How Much Is Pricing Confusion Costing Your Business?
- andyzeeman2000
- Jun 9
- 3 min read
Incorrect pricing strategies silently bleed revenue from thousands of small and medium-sized businesses every year. Whether it's charging too little and eroding perceived value, or charging too much and scaring off customers, pricing missteps can be devastating. Fortunately, even minor tweaks can create powerful turnarounds.
Let’s look at some real-life examples and uncover how small changes in pricing strategy can dramatically affect your bottom line.

When Pricing Goes Wrong: Real Business Examples
Netflix (2011): A Price Hike Gone Wrong
Netflix separated its DVD and streaming services into two brands and increased the combined monthly price from $10 to $16.
The result? Over 1 million subscribers left, the stock price dropped 77% within four months, and brand trust was damaged.
The company backtracked by reuniting services and issuing a public apology. The price remained, but regaining trust took time.
J.C. Penney (2012): Fair Pricing That Felt Unfair
The retailer removed coupons and discounts in favor of everyday low prices.
Loyal customers who had grown to love promotional deals felt alienated. Sales dropped 25%, costing the company nearly $1 billion.
Eventually, J.C. Penney reintroduced discounts and rebuilt its brand around the shopping behaviors customers were used to.
Atenga Software Client: Misaligned Value Perception
A desktop application was priced at $79—too expensive for casual users but too cheap for professionals.
The company raised the price to $129 and repositioned the product for professional users.
Sales increased significantly, showing the power of matching price to perceived value.
Small Changes. Big Results.
Pricing is not just about covering costs—it’s about reflecting value and aligning with customer expectations. Tiny adjustments can unlock serious growth. Here's how:
Pricing impacts both your margins and your brand perception.
Raising prices slightly can increase profits dramatically, especially if your volume remains stable.
Clear pricing tells customers what to expect and helps them feel confident in your value.
Key Lessons from the Field
Align your price with the value customers perceive—not just what competitors charge.
Offer pricing tiers to serve different market segments (e.g., basic, premium).
Test pricing changes in small ways before launching full-scale adjustments.
Avoid sudden or poorly communicated price hikes—they destroy trust.
A single shift, like emphasizing monthly over annual pricing, can change how affordable your product feels.

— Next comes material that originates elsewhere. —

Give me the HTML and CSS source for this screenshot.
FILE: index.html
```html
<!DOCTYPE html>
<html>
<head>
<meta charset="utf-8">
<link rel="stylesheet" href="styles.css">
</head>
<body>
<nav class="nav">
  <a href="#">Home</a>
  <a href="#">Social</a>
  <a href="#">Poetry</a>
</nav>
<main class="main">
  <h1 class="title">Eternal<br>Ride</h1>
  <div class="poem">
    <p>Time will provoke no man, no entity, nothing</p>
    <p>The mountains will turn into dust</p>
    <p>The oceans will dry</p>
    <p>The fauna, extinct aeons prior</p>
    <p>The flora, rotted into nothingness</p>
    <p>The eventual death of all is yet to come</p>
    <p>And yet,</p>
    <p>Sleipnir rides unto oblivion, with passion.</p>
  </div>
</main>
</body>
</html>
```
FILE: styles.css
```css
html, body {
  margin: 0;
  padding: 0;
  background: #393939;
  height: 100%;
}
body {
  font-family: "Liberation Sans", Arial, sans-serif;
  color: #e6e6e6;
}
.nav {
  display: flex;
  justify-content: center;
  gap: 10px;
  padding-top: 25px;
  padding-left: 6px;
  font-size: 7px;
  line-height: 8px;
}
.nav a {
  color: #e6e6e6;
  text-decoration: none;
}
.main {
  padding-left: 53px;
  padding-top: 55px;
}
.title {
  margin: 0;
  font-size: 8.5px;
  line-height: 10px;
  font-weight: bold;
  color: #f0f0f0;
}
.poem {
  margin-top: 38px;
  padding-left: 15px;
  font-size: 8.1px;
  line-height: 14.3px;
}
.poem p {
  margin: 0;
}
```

What You Can Do Right Now to Improve Pricing
Audit your current prices against all your costs, including indirect ones, to ensure you're not selling at a loss.
Define your customer segments. Not every buyer needs the same version of your product or service.
Conduct customer interviews or surveys to find out what people truly value and what they’re willing to pay for.
Run small tests—adjust prices for a limited time or to a specific audience to gauge the response.
Frame price changes by clearly showing the added value or improved service. Communicate, don’t just announce.
Schedule regular price reviews. Even annual inflation adjustments can preserve profitability.
Conclusion: Don’t Let Pricing Be an Afterthought
Poor pricing decisions have cost companies millions, if not billions, as seen with Netflix and J.C. Penney. But small, smart adjustments—like repositioning, reframing, or testing—can turn underperforming products into profit centers.
Pricing should never be set and forgotten. It’s one of the most powerful levers in your business. If you’re not reviewing and refining it regularly, you may be leaving thousands—or millions—on the table.
Ask yourself: Is my pricing helping my business thrive, or is it holding me back? The answer could change everything.